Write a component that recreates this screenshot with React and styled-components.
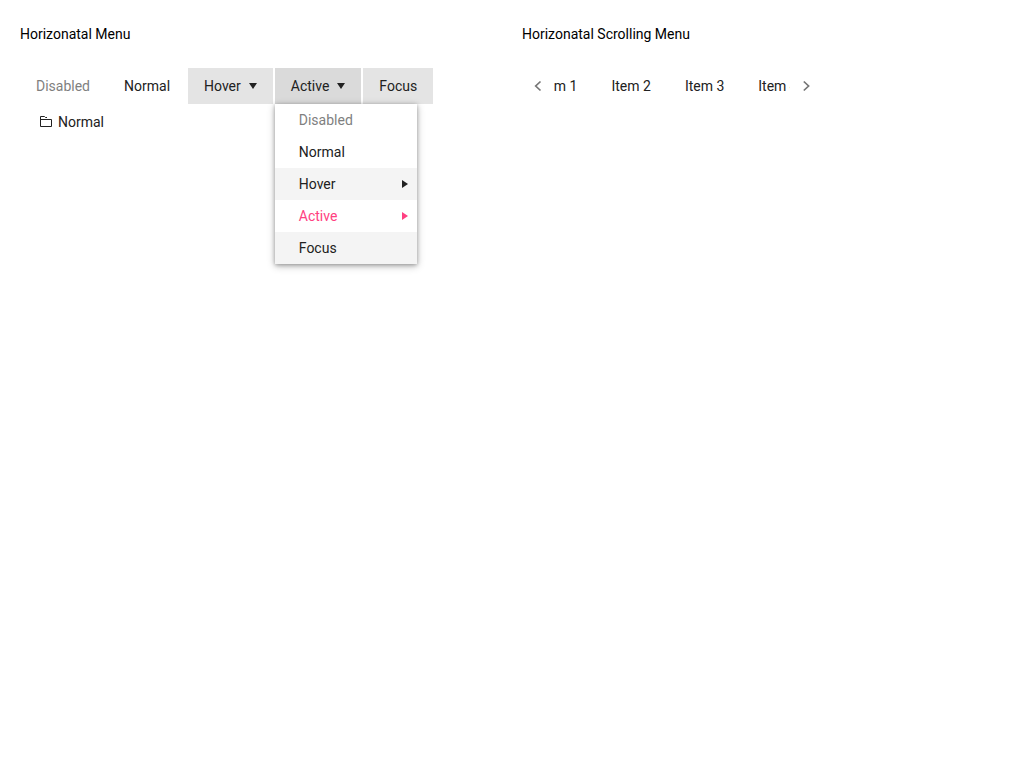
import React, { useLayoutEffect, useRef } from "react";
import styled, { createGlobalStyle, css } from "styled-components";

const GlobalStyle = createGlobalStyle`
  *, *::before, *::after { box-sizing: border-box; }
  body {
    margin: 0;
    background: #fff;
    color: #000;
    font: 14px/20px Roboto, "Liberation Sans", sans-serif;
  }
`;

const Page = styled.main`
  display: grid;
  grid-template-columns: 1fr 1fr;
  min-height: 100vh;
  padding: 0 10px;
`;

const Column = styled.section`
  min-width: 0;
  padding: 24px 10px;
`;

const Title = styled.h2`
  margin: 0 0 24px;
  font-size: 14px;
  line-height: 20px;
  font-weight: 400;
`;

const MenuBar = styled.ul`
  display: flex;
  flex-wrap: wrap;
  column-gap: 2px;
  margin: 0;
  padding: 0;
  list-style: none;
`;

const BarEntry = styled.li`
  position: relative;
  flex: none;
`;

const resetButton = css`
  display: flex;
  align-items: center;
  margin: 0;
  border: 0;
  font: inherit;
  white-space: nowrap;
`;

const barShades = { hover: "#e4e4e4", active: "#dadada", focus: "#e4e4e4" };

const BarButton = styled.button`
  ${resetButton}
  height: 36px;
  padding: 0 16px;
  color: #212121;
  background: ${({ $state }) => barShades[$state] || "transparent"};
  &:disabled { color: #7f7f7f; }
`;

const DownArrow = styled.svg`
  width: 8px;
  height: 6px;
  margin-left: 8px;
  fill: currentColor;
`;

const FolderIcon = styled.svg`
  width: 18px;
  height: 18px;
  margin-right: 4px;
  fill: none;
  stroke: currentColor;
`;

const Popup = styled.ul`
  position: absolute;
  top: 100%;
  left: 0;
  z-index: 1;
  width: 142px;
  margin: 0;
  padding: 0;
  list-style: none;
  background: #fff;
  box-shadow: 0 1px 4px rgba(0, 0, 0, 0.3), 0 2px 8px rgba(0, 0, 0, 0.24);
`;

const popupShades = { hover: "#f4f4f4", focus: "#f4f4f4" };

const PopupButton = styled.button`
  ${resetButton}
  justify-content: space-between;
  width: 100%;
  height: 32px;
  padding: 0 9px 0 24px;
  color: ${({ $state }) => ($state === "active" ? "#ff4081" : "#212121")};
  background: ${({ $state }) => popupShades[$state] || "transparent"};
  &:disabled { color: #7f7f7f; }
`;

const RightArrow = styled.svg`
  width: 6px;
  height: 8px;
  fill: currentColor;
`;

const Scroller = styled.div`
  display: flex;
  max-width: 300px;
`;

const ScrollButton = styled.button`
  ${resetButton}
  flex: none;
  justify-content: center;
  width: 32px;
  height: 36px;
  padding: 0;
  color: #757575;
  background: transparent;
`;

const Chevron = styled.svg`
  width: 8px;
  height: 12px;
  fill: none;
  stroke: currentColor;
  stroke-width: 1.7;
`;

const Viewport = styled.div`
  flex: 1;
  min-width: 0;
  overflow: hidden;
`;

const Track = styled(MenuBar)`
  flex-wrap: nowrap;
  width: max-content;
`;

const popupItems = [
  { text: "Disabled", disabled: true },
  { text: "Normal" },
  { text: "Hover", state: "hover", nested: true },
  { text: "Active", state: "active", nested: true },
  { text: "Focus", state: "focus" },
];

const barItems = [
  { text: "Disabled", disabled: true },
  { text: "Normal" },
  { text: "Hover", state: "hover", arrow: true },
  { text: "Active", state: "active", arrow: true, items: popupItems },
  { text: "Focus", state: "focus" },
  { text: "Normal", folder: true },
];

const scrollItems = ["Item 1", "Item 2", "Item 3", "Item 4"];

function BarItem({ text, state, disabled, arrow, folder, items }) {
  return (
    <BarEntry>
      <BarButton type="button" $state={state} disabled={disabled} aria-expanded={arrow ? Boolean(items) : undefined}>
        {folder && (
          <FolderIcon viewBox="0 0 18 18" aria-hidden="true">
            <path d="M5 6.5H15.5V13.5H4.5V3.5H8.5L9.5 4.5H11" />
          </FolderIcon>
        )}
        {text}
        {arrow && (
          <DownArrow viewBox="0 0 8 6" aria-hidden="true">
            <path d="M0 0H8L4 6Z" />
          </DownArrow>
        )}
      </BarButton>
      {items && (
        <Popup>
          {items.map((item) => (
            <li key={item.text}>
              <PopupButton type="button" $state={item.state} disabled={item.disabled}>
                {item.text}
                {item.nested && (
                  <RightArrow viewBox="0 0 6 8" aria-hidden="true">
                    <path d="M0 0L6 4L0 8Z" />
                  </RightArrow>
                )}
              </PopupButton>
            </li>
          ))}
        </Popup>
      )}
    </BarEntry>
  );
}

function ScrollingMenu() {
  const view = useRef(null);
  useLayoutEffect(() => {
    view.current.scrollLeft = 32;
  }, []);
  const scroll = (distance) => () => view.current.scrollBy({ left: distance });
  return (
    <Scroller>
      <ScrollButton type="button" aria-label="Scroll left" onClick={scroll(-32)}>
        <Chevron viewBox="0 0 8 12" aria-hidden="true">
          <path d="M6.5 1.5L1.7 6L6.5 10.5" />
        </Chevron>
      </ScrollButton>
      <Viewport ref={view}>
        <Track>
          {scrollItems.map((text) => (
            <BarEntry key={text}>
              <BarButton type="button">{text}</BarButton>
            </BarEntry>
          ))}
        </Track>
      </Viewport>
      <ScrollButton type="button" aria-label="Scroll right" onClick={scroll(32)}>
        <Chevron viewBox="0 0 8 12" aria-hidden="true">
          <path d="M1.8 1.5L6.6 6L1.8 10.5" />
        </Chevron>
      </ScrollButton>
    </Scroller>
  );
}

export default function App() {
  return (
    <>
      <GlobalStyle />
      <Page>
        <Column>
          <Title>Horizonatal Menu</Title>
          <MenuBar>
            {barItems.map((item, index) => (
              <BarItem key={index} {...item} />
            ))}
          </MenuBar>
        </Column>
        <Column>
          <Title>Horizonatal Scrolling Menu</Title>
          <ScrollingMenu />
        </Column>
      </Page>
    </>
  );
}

....

**Exercise requirements:**
Word for word, quote the lines above. Omit the pictures.

**Correct answer:**
Write a component that recreates this screenshot with React and styled-components.
import React, { useLayoutEffect, useRef } from "react";
import styled, { createGlobalStyle, css } from "styled-components";

const GlobalStyle = createGlobalStyle`
  *, *::before, *::after { box-sizing: border-box; }
  body {
    margin: 0;
    background: #fff;
    color: #000;
    font: 14px/20px Roboto, "Liberation Sans", sans-serif;
  }
`;

const Page = styled.main`
  display: grid;
  grid-template-columns: 1fr 1fr;
  min-height: 100vh;
  padding: 0 10px;
`;

const Column = styled.section`
  min-width: 0;
  padding: 24px 10px;
`;

const Title = styled.h2`
  margin: 0 0 24px;
  font-size: 14px;
  line-height: 20px;
  font-weight: 400;
`;

const MenuBar = styled.ul`
  display: flex;
  flex-wrap: wrap;
  column-gap: 2px;
  margin: 0;
  padding: 0;
  list-style: none;
`;

const BarEntry = styled.li`
  position: relative;
  flex: none;
`;

const resetButton = css`
  display: flex;
  align-items: center;
  margin: 0;
  border: 0;
  font: inherit;
  white-space: nowrap;
`;

const barShades = { hover: "#e4e4e4", active: "#dadada", focus: "#e4e4e4" };

const BarButton = styled.button`
  ${resetButton}
  height: 36px;
  padding: 0 16px;
  color: #212121;
  background: ${({ $state }) => barShades[$state] || "transparent"};
  &:disabled { color: #7f7f7f; }
`;

const DownArrow = styled.svg`
  width: 8px;
  height: 6px;
  margin-left: 8px;
  fill: currentColor;
`;

const FolderIcon = styled.svg`
  width: 18px;
  height: 18px;
  margin-right: 4px;
  fill: none;
  stroke: currentColor;
`;

const Popup = styled.ul`
  position: absolute;
  top: 100%;
  left: 0;
  z-index: 1;
  width: 142px;
  margin: 0;
  padding: 0;
  list-style: none;
  background: #fff;
  box-shadow: 0 1px 4px rgba(0, 0, 0, 0.3), 0 2px 8px rgba(0, 0, 0, 0.24);
`;

const popupShades = { hover: "#f4f4f4", focus: "#f4f4f4" };

const PopupButton = styled.button`
  ${resetButton}
  justify-content: space-between;
  width: 100%;
  height: 32px;
  padding: 0 9px 0 24px;
  color: ${({ $state }) => ($state === "active" ? "#ff4081" : "#212121")};
  background: ${({ $state }) => popupShades[$state] || "transparent"};
  &:disabled { color: #7f7f7f; }
`;

const RightArrow = styled.svg`
  width: 6px;
  height: 8px;
  fill: currentColor;
`;

const Scroller = styled.div`
  display: flex;
  max-width: 300px;
`;

const ScrollButton = styled.button`
  ${resetButton}
  flex: none;
  justify-content: center;
  width: 32px;
  height: 36px;
  padding: 0;
  color: #757575;
  background: transparent;
`;

const Chevron = styled.svg`
  width: 8px;
  height: 12px;
  fill: none;
  stroke: currentColor;
  stroke-width: 1.7;
`;

const Viewport = styled.div`
  flex: 1;
  min-width: 0;
  overflow: hidden;
`;

const Track = styled(MenuBar)`
  flex-wrap: nowrap;
  width: max-content;
`;

const popupItems = [
  { text: "Disabled", disabled: true },
  { text: "Normal" },
  { text: "Hover", state: "hover", nested: true },
  { text: "Active", state: "active", nested: true },
  { text: "Focus", state: "focus" },
];

const barItems = [
  { text: "Disabled", disabled: true },
  { text: "Normal" },
  { text: "Hover", state: "hover", arrow: true },
  { text: "Active", state: "active", arrow: true, items: popupItems },
  { text: "Focus", state: "focus" },
  { text: "Normal", folder: true },
];

const scrollItems = ["Item 1", "Item 2", "Item 3", "Item 4"];

function BarItem({ text, state, disabled, arrow, folder, items }) {
  return (
    <BarEntry>
      <BarButton type="button" $state={state} disabled={disabled} aria-expanded={arrow ? Boolean(items) : undefined}>
        {folder && (
          <FolderIcon viewBox="0 0 18 18" aria-hidden="true">
            <path d="M5 6.5H15.5V13.5H4.5V3.5H8.5L9.5 4.5H11" />
          </FolderIcon>
        )}
        {text}
        {arrow && (
          <DownArrow viewBox="0 0 8 6" aria-hidden="true">
            <path d="M0 0H8L4 6Z" />
          </DownArrow>
        )}
      </BarButton>
      {items && (
        <Popup>
          {items.map((item) => (
            <li key={item.text}>
              <PopupButton type="button" $state={item.state} disabled={item.disabled}>
                {item.text}
                {item.nested && (
                  <RightArrow viewBox="0 0 6 8" aria-hidden="true">
                    <path d="M0 0L6 4L0 8Z" />
                  </RightArrow>
                )}
              </PopupButton>
            </li>
          ))}
        </Popup>
      )}
    </BarEntry>
  );
}

function ScrollingMenu() {
  const view = useRef(null);
  useLayoutEffect(() => {
    view.current.scrollLeft = 32;
  }, []);
  const scroll = (distance) => () => view.current.scrollBy({ left: distance });
  return (
    <Scroller>
      <ScrollButton type="button" aria-label="Scroll left" onClick={scroll(-32)}>
        <Chevron viewBox="0 0 8 12" aria-hidden="true">
          <path d="M6.5 1.5L1.7 6L6.5 10.5" />
        </Chevron>
      </ScrollButton>
      <Viewport ref={view}>
        <Track>
          {scrollItems.map((text) => (
            <BarEntry key={text}>
              <BarButton type="button">{text}</BarButton>
            </BarEntry>
          ))}
        </Track>
      </Viewport>
      <ScrollButton type="button" aria-label="Scroll right" onClick={scroll(32)}>
        <Chevron viewBox="0 0 8 12" aria-hidden="true">
          <path d="M1.8 1.5L6.6 6L1.8 10.5" />
        </Chevron>
      </ScrollButton>
    </Scroller>
  );
}

export default function App() {
  return (
    <>
      <GlobalStyle />
      <Page>
        <Column>
          <Title>Horizonatal Menu</Title>
          <MenuBar>
            {barItems.map((item, index) => (
              <BarItem key={index} {...item} />
            ))}
          </MenuBar>
        </Column>
        <Column>
          <Title>Horizonatal Scrolling Menu</Title>
          <ScrollingMenu />
        </Column>
      </Page>
    </>
  );
}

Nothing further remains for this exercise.